Accessibility statement

You're viewing an archived page from a previous Festival of Ideas. See this year's festival »

The Future of Food: The ticking time bomb
Tara Garnett, Christopher Ritson, Caroline Drummond, and Sue Hartley. Chair: Sir Michael Jack

Accessibility

Wheelchair accessible.

Event details

University of York

Reflections on Quorn and an introduction to Meat Free Monday by Kevin Brennan, Quorn

Keynote address by Tara Garnett, Food Climate Research Network

Followed by a panel discussion with:                      

  • Christopher Ritson from the Food Ethics Council
  • Joyce D'Silva, Ambassador of Compassion in World Farming
  • Tara Garnett, Food and Climate Research Network
  • Professor Sue Hartley, University of York

Chair: Alex Renton

Kevin Brennan

Kevin Brennan is the Chief Executive of Quorn Foods, a company which offers alternatives to meat. Prior to this, he was the General Manager Snacks and Marketing Director for Kellogg’s UK, where he completed six years at the helm of UK marketing and had GM responsibility for snacks.

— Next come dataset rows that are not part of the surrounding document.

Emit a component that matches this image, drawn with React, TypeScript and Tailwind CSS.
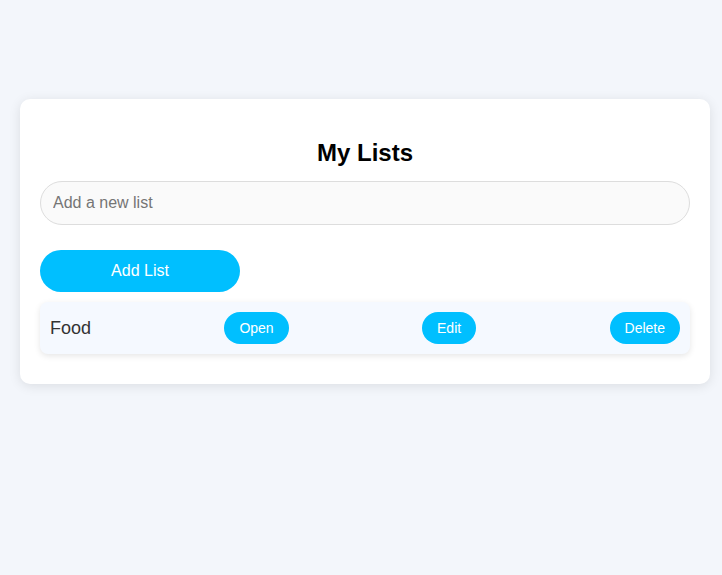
import React, { useState } from 'react';

const App: React.FC = () => {
  const [name, setName] = useState('');
  const [lists] = useState<string[]>(['Food']);

  return (
    <div className="min-h-screen w-full bg-[#f3f6fb] pt-[99px] pl-5 font-['Liberation_Sans',Arial,sans-serif]">
      <div className="w-[690px] bg-white rounded-[10px] shadow-[0_2px_12px_rgba(0,0,0,0.1)] px-5 pt-5 pb-[30px]">
        <h2 className="mt-5 mb-[14px] text-center text-2xl font-bold leading-[28px] text-black">My Lists</h2>
        <input
          value={name}
          onChange={(e) => setName(e.target.value)}
          placeholder="Add a new list"
          className="block w-full h-[44px] px-3 rounded-full border border-[#dddddd] bg-[#fafafa] text-base text-[#333] placeholder:text-[#757575] outline-none"
        />
        <button className="mt-[25px] block w-[200px] h-[42px] rounded-full bg-[#00bfff] text-white text-base">
          Add List
        </button>
        {lists.map((l) => (
          <div
            key={l}
            className="mt-[10px] h-[52px] flex items-center justify-between px-[10px] rounded-lg bg-[#f5f9ff] shadow-[0_2px_6px_rgba(0,0,0,0.1)]"
          >
            <span className="text-lg text-[#333]">{l}</span>
            <button className="h-8 px-[15px] rounded-full bg-[#00bfff] text-white text-sm">Open</button>
            <button className="h-8 px-[15px] rounded-full bg-[#00bfff] text-white text-sm">Edit</button>
            <button className="h-8 px-[15px] rounded-full bg-[#00bfff] text-white text-sm">Delete</button>
          </div>
        ))}
      </div>
    </div>
  );
};

export default App;
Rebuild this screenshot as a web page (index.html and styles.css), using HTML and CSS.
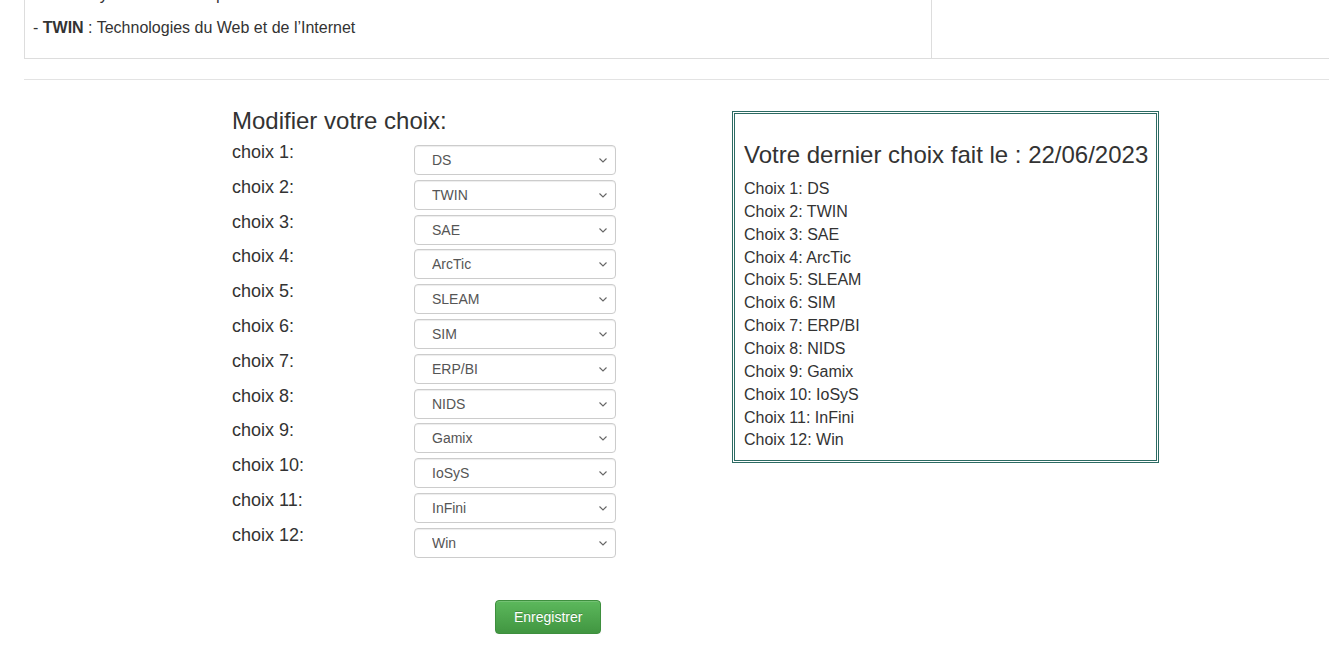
FILE: index.html
```html
<!DOCTYPE html>
<html lang="fr">
<head>
<meta charset="utf-8">
<title>Choix des options</title>
<link rel="stylesheet" href="styles.css">
</head>
<body>
<div class="page">
  <table class="info-table">
    <tr>
      <td class="info-cell">
        <p class="info-line">- <b>SAE</b> : Systèmes Embarqués</p>
        <p class="info-line">- <b>TWIN</b> : Technologies du Web et de l’Internet</p>
      </td>
      <td class="side-cell"></td>
    </tr>
  </table>
  <hr class="sep">
  <div class="main">
    <form class="choice-form">
      <h3 class="title">Modifier votre choix:</h3>
      <div class="row"><label class="lbl">choix 1:</label><span class="sel-wrap"><select class="sel"><option>DS</option></select><svg class="chev" viewBox="0 0 8 5" width="8" height="5"><path d="M0.5 0.5 L4 4 L7.5 0.5" fill="none" stroke="#666" stroke-width="1.1"/></svg></span></div>
      <div class="row"><label class="lbl">choix 2:</label><span class="sel-wrap"><select class="sel"><option>TWIN</option></select><svg class="chev" viewBox="0 0 8 5" width="8" height="5"><path d="M0.5 0.5 L4 4 L7.5 0.5" fill="none" stroke="#666" stroke-width="1.1"/></svg></span></div>
      <div class="row"><label class="lbl">choix 3:</label><span class="sel-wrap"><select class="sel"><option>SAE</option></select><svg class="chev" viewBox="0 0 8 5" width="8" height="5"><path d="M0.5 0.5 L4 4 L7.5 0.5" fill="none" stroke="#666" stroke-width="1.1"/></svg></span></div>
      <div class="row"><label class="lbl">choix 4:</label><span class="sel-wrap"><select class="sel"><option>ArcTic</option></select><svg class="chev" viewBox="0 0 8 5" width="8" height="5"><path d="M0.5 0.5 L4 4 L7.5 0.5" fill="none" stroke="#666" stroke-width="1.1"/></svg></span></div>
      <div class="row"><label class="lbl">choix 5:</label><span class="sel-wrap"><select class="sel"><option>SLEAM</option></select><svg class="chev" viewBox="0 0 8 5" width="8" height="5"><path d="M0.5 0.5 L4 4 L7.5 0.5" fill="none" stroke="#666" stroke-width="1.1"/></svg></span></div>
      <div class="row"><label class="lbl">choix 6:</label><span class="sel-wrap"><select class="sel"><option>SIM</option></select><svg class="chev" viewBox="0 0 8 5" width="8" height="5"><path d="M0.5 0.5 L4 4 L7.5 0.5" fill="none" stroke="#666" stroke-width="1.1"/></svg></span></div>
      <div class="row"><label class="lbl">choix 7:</label><span class="sel-wrap"><select class="sel"><option>ERP/BI</option></select><svg class="chev" viewBox="0 0 8 5" width="8" height="5"><path d="M0.5 0.5 L4 4 L7.5 0.5" fill="none" stroke="#666" stroke-width="1.1"/></svg></span></div>
      <div class="row"><label class="lbl">choix 8:</label><span class="sel-wrap"><select class="sel"><option>NIDS</option></select><svg class="chev" viewBox="0 0 8 5" width="8" height="5"><path d="M0.5 0.5 L4 4 L7.5 0.5" fill="none" stroke="#666" stroke-width="1.1"/></svg></span></div>
      <div class="row"><label class="lbl">choix 9:</label><span class="sel-wrap"><select class="sel"><option>Gamix</option></select><svg class="chev" viewBox="0 0 8 5" width="8" height="5"><path d="M0.5 0.5 L4 4 L7.5 0.5" fill="none" stroke="#666" stroke-width="1.1"/></svg></span></div>
      <div class="row"><label class="lbl">choix 10:</label><span class="sel-wrap"><select class="sel"><option>IoSyS</option></select><svg class="chev" viewBox="0 0 8 5" width="8" height="5"><path d="M0.5 0.5 L4 4 L7.5 0.5" fill="none" stroke="#666" stroke-width="1.1"/></svg></span></div>
      <div class="row"><label class="lbl">choix 11:</label><span class="sel-wrap"><select class="sel"><option>InFini</option></select><svg class="chev" viewBox="0 0 8 5" width="8" height="5"><path d="M0.5 0.5 L4 4 L7.5 0.5" fill="none" stroke="#666" stroke-width="1.1"/></svg></span></div>
      <div class="row"><label class="lbl">choix 12:</label><span class="sel-wrap"><select class="sel"><option>Win</option></select><svg class="chev" viewBox="0 0 8 5" width="8" height="5"><path d="M0.5 0.5 L4 4 L7.5 0.5" fill="none" stroke="#666" stroke-width="1.1"/></svg></span></div>
      <div class="actions"><button type="button" class="btn-save">Enregistrer</button></div>
    </form>
    <div class="last-box">
      <h3 class="box-title">Votre dernier choix fait le : 22/06/2023</h3>
      <div class="line">Choix 1: DS</div>
      <div class="line">Choix 2: TWIN</div>
      <div class="line">Choix 3: SAE</div>
      <div class="line">Choix 4: ArcTic</div>
      <div class="line">Choix 5: SLEAM</div>
      <div class="line">Choix 6: SIM</div>
      <div class="line">Choix 7: ERP/BI</div>
      <div class="line">Choix 8: NIDS</div>
      <div class="line">Choix 9: Gamix</div>
      <div class="line">Choix 10: IoSyS</div>
      <div class="line">Choix 11: InFini</div>
      <div class="line">Choix 12: Win</div>
    </div>
  </div>
</div>
</body>
</html>
```
FILE: styles.css
```css
html, body {
  margin: 0;
  padding: 0;
  overflow: hidden;
  background: #fff;
}
body {
  font-family: "Liberation Sans", Arial, sans-serif;
  font-size: 14px;
  line-height: 1.428571;
  color: #333;
}
.page {
  padding-left: 24px;
  width: 1400px;
}
.info-table {
  border-collapse: collapse;
  margin-top: -25px;
  width: 1376px;
}
.info-table td {
  border: 1px solid #ddd;
  vertical-align: top;
}
.info-cell {
  width: 890px;
  padding: 8px 8px 8px 8px;
}
.info-line {
  margin: 0 0 10px 0;
  font-size: 16px;
  line-height: 1.428571;
}
.side-cell {
  padding: 8px;
}
.sep {
  margin: 20px 0 0 0;
  border: 0;
  border-top: 1px solid #e3e3e3;
  height: 0;
}
.main {
  display: flex;
  align-items: flex-start;
  padding-top: 28px;
  padding-left: 208px;
}
.choice-form {
  width: 384px;
  margin: 0;
}
.title {
  font-size: 24px;
  font-weight: 400;
  line-height: 1.1;
  margin: 0 0 8px 0;
  color: #333;
}
.row {
  display: flex;
  align-items: flex-start;
  height: 34.8px;
}
.lbl {
  width: 182px;
  font-size: 18px;
  line-height: 20px;
  color: #333;
}
.sel-wrap {
  position: relative;
  display: block;
  width: 202px;
  height: 30px;
  margin-top: 3px;
}
.sel {
  display: block;
  width: 202px;
  height: 30px;
  padding: 4px 24px 4px 17px;
  font-family: "Liberation Sans", Arial, sans-serif;
  font-size: 14px;
  color: #555;
  background-color: #fff;
  border: 1px solid #ccc;
  border-radius: 4px;
  box-shadow: inset 0 1px 1px rgba(0,0,0,.075);
  -webkit-appearance: none;
  appearance: none;
  outline: none;
}
.chev {
  position: absolute;
  right: 9px;
  top: 13px;
  pointer-events: none;
}
.actions {
  padding-left: 263px;
  padding-top: 40px;
}
.btn-save {
  font-family: "Liberation Sans", Arial, sans-serif;
  font-size: 14px;
  line-height: 20px;
  padding: 6px 18px;
  color: #fff;
  border: 1px solid #3e8f3e;
  border-radius: 4px;
  background-color: #5cb85c;
  background-image: linear-gradient(to bottom, #5cb85c 0, #419641 100%);
  text-shadow: 0 -1px 0 rgba(0,0,0,.2);
  box-shadow: inset 0 1px 0 rgba(255,255,255,.15), 0 1px 1px rgba(0,0,0,.075);
  cursor: pointer;
}
.last-box {
  margin-left: 116px;
  margin-top: 3px;
  width: 427px;
  height: 352px;
  box-sizing: border-box;
  border: 3px double #2c6b63;
  padding: 28px 9px 8px 9px;
}
.box-title {
  font-size: 24px;
  font-weight: 400;
  line-height: 1.1;
  margin: 0 0 10px 0;
  color: #333;
  white-space: nowrap;
}
.line {
  font-size: 16px;
  line-height: 1.428571;
  color: #333;
}
```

Before that, Kevin was Kellogg’s Marketing Director Australia, and General Manager New Zealand, where he was responsible for Cereal and Healthy Snacks marketing in Australia, along with overall management of New Zealand. Previously, he was European Marketing Director for Kellogg’s, where he reported to the European CEO responsible for Development of European strategy on portfolio strategy/priorities, Media, Promotion, Marketing Best Practise and creation of Innovation pipeline.

Tara Garnett

Tara Garnett initiated, and runs the Food Climate Research Network, now based at the Environmental Change Institute.

Her work focuses on the contribution that the food system makes to greenhouse gas emissions and the scope for emissions reduction, looking at the technological options, at what could be achieved by changes in behaviour and how policies could help promote both these approaches. She is particularly interested in the relationship between emissions reduction objectives and other social and ethical concerns, particularly human health, livelihoods, and animal welfare. Much of her focus is on livestock, since this represents a nodal point where many of these issues converge.

Christopher Ritson

Christopher Ritson is Emeritus Professor of Agricultural Marketing at Newcastle University. He was formerly Head of the University’s Department of Agricultural Economics and Food Marketing, and from 1992 – 2002 Dean of the Faculty of Agriculture and Biological Sciences. He is author or co-author of 20 books and articles, many concerned with various aspects of European agricultural and food policy and, more recently, consumer attitudes to food quality and safety. He coordinated the consumer part of the large EU Framework 6 research project on quality and safety aspects of organic and low-input food. He served for nine years on the National Food Survey Committee, and followed this with eight years as a member of the joint Department of Health/Ministry of Agriculture Food Advisory Committee. From 2000 to 2008 he was Deputy Chairman of the Home Grown Cereals Authority. He was a founder member of the Food Standards Agency’s Research Advisory Committee and is currently a member of the Agency’s Advisory Committee on Novel Foods and Processes, acting as its ‘ethical’ specialist. He was Chairman of the Agriculture sub-Panel for the 2001 University Research Assessment Exercise. He is a Trustee Director of the Food Ethics Council.

Professor Sue Hartley

Sue Hartley is a British ecologist and Director of York Environmental Sustainability Institute, at the University of York. Previously she was Professor of Ecology at the University of Sussex, specialising in interactions between plants and animals.

Joyce D'Silva

Joyce D'Silva was Chief Executive of Compassion in World Farming from 1991-2005.

Joyce has led Compassion's work with intergovernmental organisations, such as the Food and Agriculture Organisation of the United Nations (FAO). Joyce represents Compassion on the management committee of Eating Better for a Fair, Green, Healthy Future, an alliance of over 30 organisations promoting the eating of less but better (higher welfare) meat.

Joyce speaks and publishes widely on the welfare of farm animals. She has given evidence to the UK and New Zealand governments on genetic engineering of animals, and to the UK government Enquiry into the handling of BSE (“mad cow disease”). In 2007, she was invited to present to the European Commission’s Group of Ethical Advisers on the welfare aspects of cloning farm animals for food.  In 2010 she was invited to participate in an invitee-only workshop on sustainable farming and food with the UK Government’s advisory Committee on Climate Change.

Joyce addressed (and organised, with the RSPCA) the first conference on pig welfare in Beijing in 2005, at the invitation of the Chinese government and has co-organised further conferences in China.

In 2010 she co-edited an expert book with Professor John Webster: The Meat Crisis: Developing Sustainable Production and Consumption.